Fellowship of Saints and Sinners

Fellowship of Saints and Sinners

Is Rick Warren’s Daniel Plan An Exercise in “Selfish” Bible Reading?

Rick Warren of Saddleback Church is on a mission to help people lose weight. With the release last week by the Centers for Disease Control of the latest statistics on obesity- 55% of people in my state of Georgia are now “overweight” or “obese”- I am sympathetic with Warren’s latest enterprise. But is Warren modeling a faithful reading of Scripture by using an ancient biblical story as a diet plan?
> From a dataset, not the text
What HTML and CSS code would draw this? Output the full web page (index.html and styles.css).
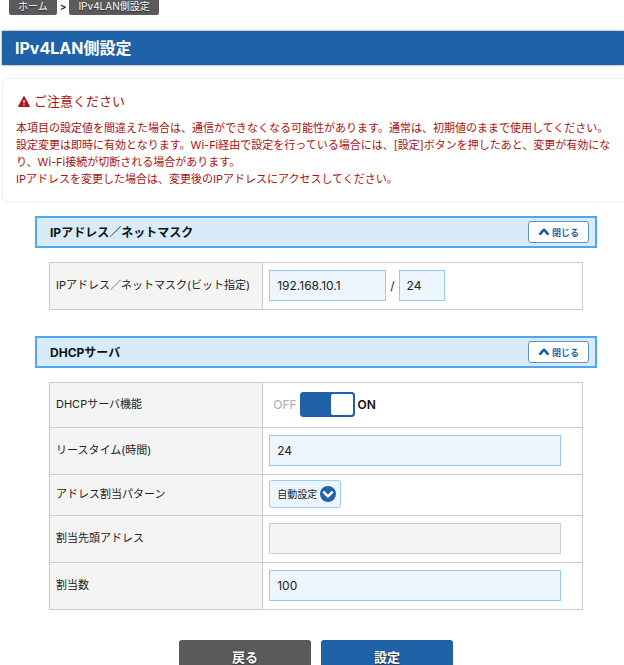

I don’t think so.

Lately, as I make my way through Rachel Held-Evans’ A Year of Biblical Womanhood- (stay tuned for my upcoming review in the online ecumenical publication, Sermons That Work)- I’ve been obliged to reflect on the nature of “biblical authority.”  This is a term that we evangelicals lovewe have been known to throw it around to support all sorts of agendas.

But, if it is true that all of Scripture is, in the words of 2 Timothy 3:16-17,  ”God-breathed,” and “useful for teaching, rebuking, correcting and training in righteousness, so that the servant of God may be thoroughly equipped for every good work?,” what does it mean to take the Bible seriously?  What does it mean to read the Bible faithfully and ethically?  What does it mean to interpret the Bible in such a way that it impacts how we live in the 21st century- so that it truly is God’s “living,” “breathing” Word for us?

This morning fellow saint and sinner Paul Dover sent on this helpful critique by Rob Goodman for the likes of celebrity pastors like Rick Warren- and (I might add) Mark Driscoll- who mine the Bible as if it were a nutrition guide or sex manual.  Such approaches are in no way new to the evangelical world.  Before Warren and Driscoll (my addition, not Goodman’s), there were Bruce Wilkinson’s Prayer of Jabez and Joel Osteen’s Your Best Life Now, Goodman notes.  He goes on to invite a more “ethical” approach when reading Scripture, one that asks us to view stories in Scripture for what they are- narratives that demand empathy for the characters and sensitivity to their contexts.  Ultimately, reading the Bible faithfully and with respect for biblical authority means being willing to “love the stranger” in these stories, Goodman writes; it means being willing to relinquish the selfish tendency to impose our own agendas on Scripture, be they a trimmer figure or a hotter sex life, so that we might encounter the Bible on its own terms.

Is the story of Daniel, Shadrach, Meshach and Abednego really about what to eat in order to lose a few pounds and squeeze into that size 4 dress hanging in the closet?  Is the Song of Songs really about how to spice up one’s sex life with some new moves in the bedroom (a la Driscoll)? I don’t think so.